→ Aim: Look through the lines below and extract any with the word "this".

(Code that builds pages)
— Begin —

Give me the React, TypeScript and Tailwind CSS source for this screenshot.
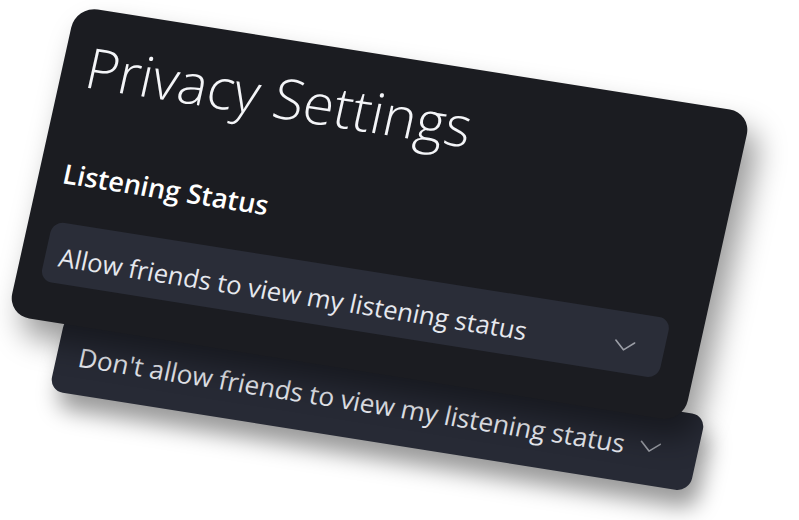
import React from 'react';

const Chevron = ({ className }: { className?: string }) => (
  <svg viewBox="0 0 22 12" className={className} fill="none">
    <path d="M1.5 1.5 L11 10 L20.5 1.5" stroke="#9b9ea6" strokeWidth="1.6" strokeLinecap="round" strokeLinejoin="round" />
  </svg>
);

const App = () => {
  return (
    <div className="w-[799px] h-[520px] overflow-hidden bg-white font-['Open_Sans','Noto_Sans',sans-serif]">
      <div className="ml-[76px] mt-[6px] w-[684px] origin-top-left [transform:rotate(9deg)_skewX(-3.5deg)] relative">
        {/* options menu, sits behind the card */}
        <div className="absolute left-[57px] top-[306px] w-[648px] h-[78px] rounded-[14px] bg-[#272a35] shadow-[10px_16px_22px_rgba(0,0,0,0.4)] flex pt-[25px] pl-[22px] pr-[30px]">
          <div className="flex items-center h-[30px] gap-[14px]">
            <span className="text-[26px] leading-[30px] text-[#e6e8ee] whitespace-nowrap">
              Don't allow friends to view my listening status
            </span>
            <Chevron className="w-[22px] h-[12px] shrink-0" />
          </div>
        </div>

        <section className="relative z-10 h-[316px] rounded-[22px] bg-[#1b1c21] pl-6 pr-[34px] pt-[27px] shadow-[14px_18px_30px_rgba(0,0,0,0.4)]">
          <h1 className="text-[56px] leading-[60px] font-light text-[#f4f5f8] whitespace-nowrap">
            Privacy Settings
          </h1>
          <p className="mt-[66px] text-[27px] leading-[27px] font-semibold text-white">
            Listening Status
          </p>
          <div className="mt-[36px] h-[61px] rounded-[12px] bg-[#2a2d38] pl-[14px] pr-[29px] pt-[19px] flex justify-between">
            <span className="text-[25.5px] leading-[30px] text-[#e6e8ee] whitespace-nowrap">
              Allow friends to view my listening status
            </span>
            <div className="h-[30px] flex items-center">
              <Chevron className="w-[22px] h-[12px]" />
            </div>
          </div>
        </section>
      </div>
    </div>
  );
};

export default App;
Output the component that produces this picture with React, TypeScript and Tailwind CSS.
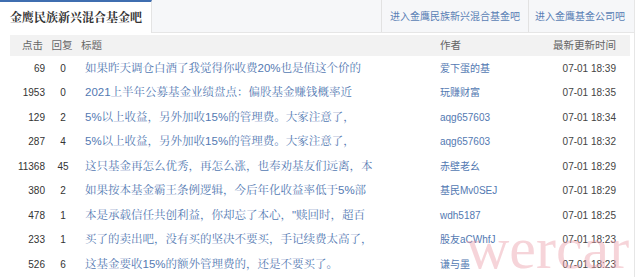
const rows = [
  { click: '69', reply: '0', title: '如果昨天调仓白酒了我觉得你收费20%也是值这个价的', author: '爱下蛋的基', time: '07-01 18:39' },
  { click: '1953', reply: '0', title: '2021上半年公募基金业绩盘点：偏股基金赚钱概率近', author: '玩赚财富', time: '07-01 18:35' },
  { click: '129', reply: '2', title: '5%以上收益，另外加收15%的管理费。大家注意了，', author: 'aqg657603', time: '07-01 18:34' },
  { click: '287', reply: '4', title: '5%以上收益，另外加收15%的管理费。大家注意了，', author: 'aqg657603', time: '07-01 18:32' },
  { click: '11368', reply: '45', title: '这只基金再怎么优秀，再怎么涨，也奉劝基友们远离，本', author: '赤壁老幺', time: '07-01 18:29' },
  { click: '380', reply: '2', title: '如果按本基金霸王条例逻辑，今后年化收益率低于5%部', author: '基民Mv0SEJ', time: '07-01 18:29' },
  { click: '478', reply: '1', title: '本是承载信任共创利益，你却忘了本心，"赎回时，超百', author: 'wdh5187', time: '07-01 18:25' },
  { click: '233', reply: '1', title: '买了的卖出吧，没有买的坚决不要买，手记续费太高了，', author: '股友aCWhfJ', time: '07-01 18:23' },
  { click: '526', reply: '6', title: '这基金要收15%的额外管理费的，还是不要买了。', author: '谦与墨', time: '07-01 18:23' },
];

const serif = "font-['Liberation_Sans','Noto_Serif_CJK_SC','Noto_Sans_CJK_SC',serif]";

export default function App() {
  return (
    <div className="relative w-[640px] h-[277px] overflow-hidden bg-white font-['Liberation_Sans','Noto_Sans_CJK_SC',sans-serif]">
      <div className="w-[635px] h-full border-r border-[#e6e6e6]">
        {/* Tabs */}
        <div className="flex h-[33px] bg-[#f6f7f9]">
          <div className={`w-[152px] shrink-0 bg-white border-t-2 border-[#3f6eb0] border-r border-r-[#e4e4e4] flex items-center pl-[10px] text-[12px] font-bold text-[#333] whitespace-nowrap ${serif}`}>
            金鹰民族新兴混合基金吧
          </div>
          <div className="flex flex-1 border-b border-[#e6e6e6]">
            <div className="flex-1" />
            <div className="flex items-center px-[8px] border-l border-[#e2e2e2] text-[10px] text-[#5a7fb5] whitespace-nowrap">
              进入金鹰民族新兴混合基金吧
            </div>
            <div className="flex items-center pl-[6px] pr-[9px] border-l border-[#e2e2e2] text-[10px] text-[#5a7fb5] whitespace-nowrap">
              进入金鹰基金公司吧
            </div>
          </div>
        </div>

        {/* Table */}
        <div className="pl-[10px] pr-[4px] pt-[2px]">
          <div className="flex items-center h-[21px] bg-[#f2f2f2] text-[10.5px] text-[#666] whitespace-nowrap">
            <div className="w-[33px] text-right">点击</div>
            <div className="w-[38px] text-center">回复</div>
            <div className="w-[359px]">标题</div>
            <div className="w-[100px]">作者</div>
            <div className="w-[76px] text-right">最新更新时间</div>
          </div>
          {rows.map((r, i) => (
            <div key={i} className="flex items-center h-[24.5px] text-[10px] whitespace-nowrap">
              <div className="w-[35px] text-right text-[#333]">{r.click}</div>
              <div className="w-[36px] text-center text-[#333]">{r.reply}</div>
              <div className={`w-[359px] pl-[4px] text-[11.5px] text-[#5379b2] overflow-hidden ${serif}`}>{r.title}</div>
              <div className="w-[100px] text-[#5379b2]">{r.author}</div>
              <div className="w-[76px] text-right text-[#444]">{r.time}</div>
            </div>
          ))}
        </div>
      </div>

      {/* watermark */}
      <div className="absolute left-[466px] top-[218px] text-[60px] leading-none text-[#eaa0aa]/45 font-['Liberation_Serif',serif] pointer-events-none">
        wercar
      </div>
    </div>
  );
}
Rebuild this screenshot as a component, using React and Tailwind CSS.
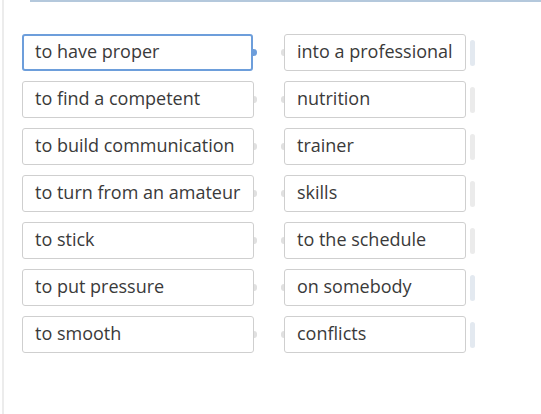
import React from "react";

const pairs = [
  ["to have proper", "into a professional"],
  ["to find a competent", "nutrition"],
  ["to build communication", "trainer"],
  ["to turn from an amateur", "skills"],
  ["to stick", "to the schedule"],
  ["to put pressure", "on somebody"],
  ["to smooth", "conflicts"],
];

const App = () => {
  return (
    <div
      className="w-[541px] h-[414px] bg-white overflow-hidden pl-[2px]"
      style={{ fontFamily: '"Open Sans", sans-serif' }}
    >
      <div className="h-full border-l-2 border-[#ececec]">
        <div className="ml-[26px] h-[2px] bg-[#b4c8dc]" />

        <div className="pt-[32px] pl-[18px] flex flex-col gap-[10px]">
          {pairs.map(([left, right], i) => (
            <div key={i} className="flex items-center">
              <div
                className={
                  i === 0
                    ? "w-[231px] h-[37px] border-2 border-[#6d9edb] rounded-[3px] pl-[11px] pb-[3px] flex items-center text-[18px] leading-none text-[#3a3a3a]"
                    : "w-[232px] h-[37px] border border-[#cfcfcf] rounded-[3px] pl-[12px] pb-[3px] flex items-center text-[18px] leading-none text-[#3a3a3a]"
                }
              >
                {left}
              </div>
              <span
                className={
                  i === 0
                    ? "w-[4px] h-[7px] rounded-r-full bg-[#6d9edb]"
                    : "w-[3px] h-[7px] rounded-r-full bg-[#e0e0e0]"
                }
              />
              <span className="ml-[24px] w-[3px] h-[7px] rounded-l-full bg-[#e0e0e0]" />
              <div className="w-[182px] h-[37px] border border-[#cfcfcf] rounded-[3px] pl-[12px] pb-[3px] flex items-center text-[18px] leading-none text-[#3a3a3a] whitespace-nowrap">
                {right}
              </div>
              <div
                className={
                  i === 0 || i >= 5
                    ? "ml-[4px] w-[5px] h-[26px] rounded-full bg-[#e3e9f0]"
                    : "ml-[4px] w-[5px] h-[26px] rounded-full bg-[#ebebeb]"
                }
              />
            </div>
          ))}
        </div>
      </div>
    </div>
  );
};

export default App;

— End —

→ Written response:
Give me the React, TypeScript and Tailwind CSS source for this screenshot.
Output the component that produces this picture with React, TypeScript and Tailwind CSS.
Rebuild this screenshot as a component, using React and Tailwind CSS.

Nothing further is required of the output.